Filme lançado em ano marcante para história brasileira, Esse Mundo é Meu teve o "luxo" de permitir críticas sociais à essa época. A ambiguidade no título do filme é interessante. Pode-se pensar em uma conduta de posse, de poder, de aquisição, mas a análise final resulta pensar em apenas assimilação, pertencimento. Esse Mundo também é o meu, também é o que vivo.
A história mostra dois trabalhadores, um negro e um branco, e suas respectivas vidas com as companheiras. O negro Toninho é engraxate e sonha comprar uma bicicleta, mas, embora desça ao centro para trabalhar em barbearias e na rua, entre em lojas para namorar o transporte de seu desejo, não consegue atingir a quantia para sobreviver e comprar. O branco Pedro descobre que a companheira está grávida, deseja um aumento de salário na fábrica, na serralheria em que trabalha, coisa que não obtém. O chefe brava em plena discordância. "Se eu der aumento pra ti, precisarei dar aumento pra todos."

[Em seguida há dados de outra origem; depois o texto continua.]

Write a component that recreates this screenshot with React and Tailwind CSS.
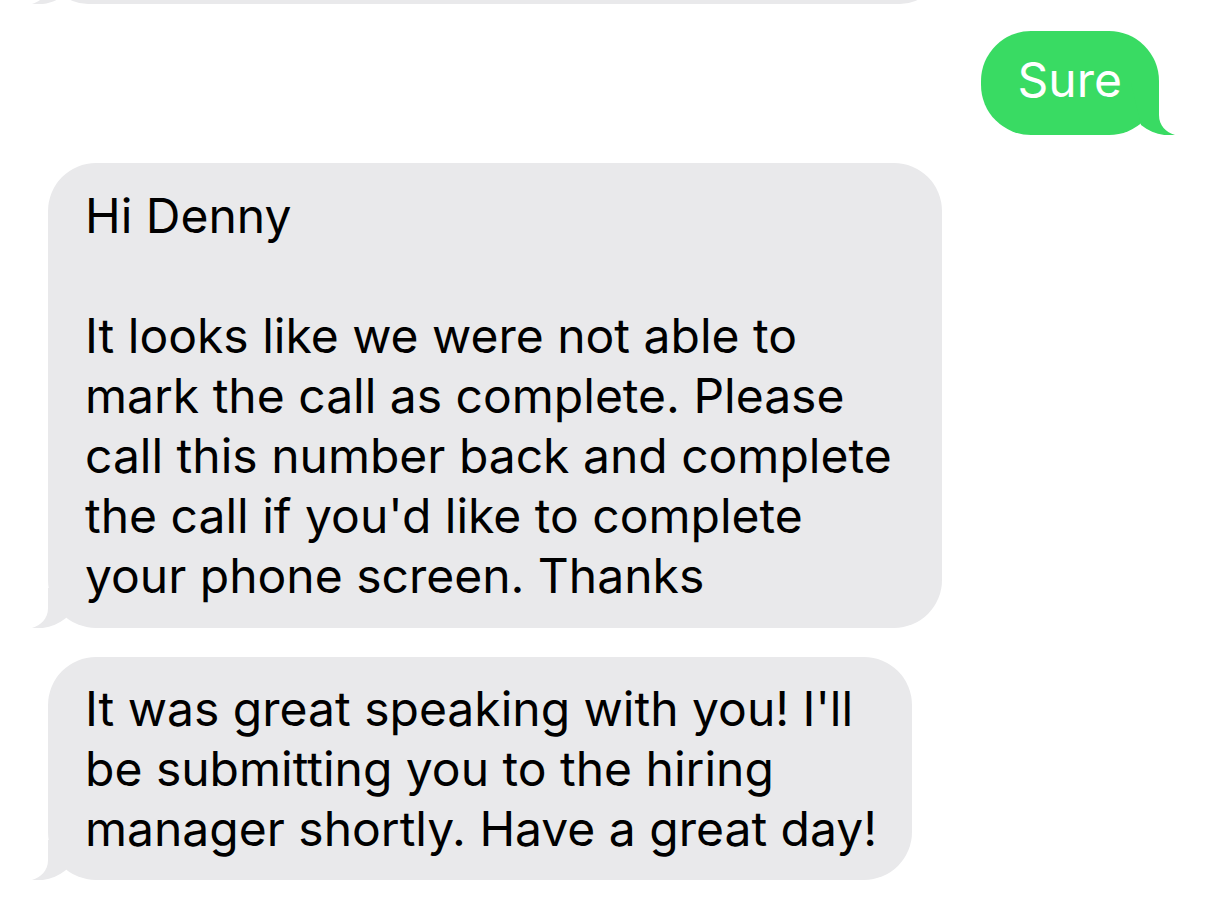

A companheira de Pedro pensa no aborto, pois não quer ter um filho sem estudos, um engraxate ou situação semelhante. O operário sonha que o futuro filho estude e seja um respeitado doutor. Situação distante para o Brasil da época?
O cansaço da espera, a ansiedade e o desespero moldam, modelam as duas histórias em pouco mais de 1h18min de filme. A direção é de Sérgio Ricardo, brasileiro que por muito tempo se dedicou à música, trilhas sonoras e canções. Assim, o filme tem acabamento apesar dos parcos recursos. As histórias fluem.
A figura central da bicicleta faz pensar em outros filmes da época, como o clássico italiano Ladrões de Bicicleta, o neorrealismo nas telas. No futuro, o árabe O Sonho de Wadja lembrará da importância da bicicleta, dessa vez para uma menina que não poderia brincar e se mover como os outros meninos, em função das restrições impostas na cultura islã. No Brasil de 1964, a identificação com o mundo do trabalhador que vive de bicos, não tem salário fixo, mal tem para arrematar a saída da miséria da fome, não tem para juntar para uma simples bicicleta e não encontra outra forma que não seja o roubo. A identificação com o operário que almeja uma vida melhor para família, deve dois meses do aluguel de um barraco. Ele e a mulher então recorrem, na dúvida sobre a manutenção ou a extração do filho, a uma clínica clandestina de aborto, com métodos mal afamados e polêmicos. Irão sobreviver?
A colocação da temática do aborto em plena época demonstra ousadia e abertura para um debate ainda muito distante de ser vencido em 2025, mais de 60 anos depois. A identificação com a dura realidade das personagens mostra um Brasil que muito precisa avançar e a dificuldade de sobrevivência para quem vive à margem, na localização, no acesso à saúde e oportunidades.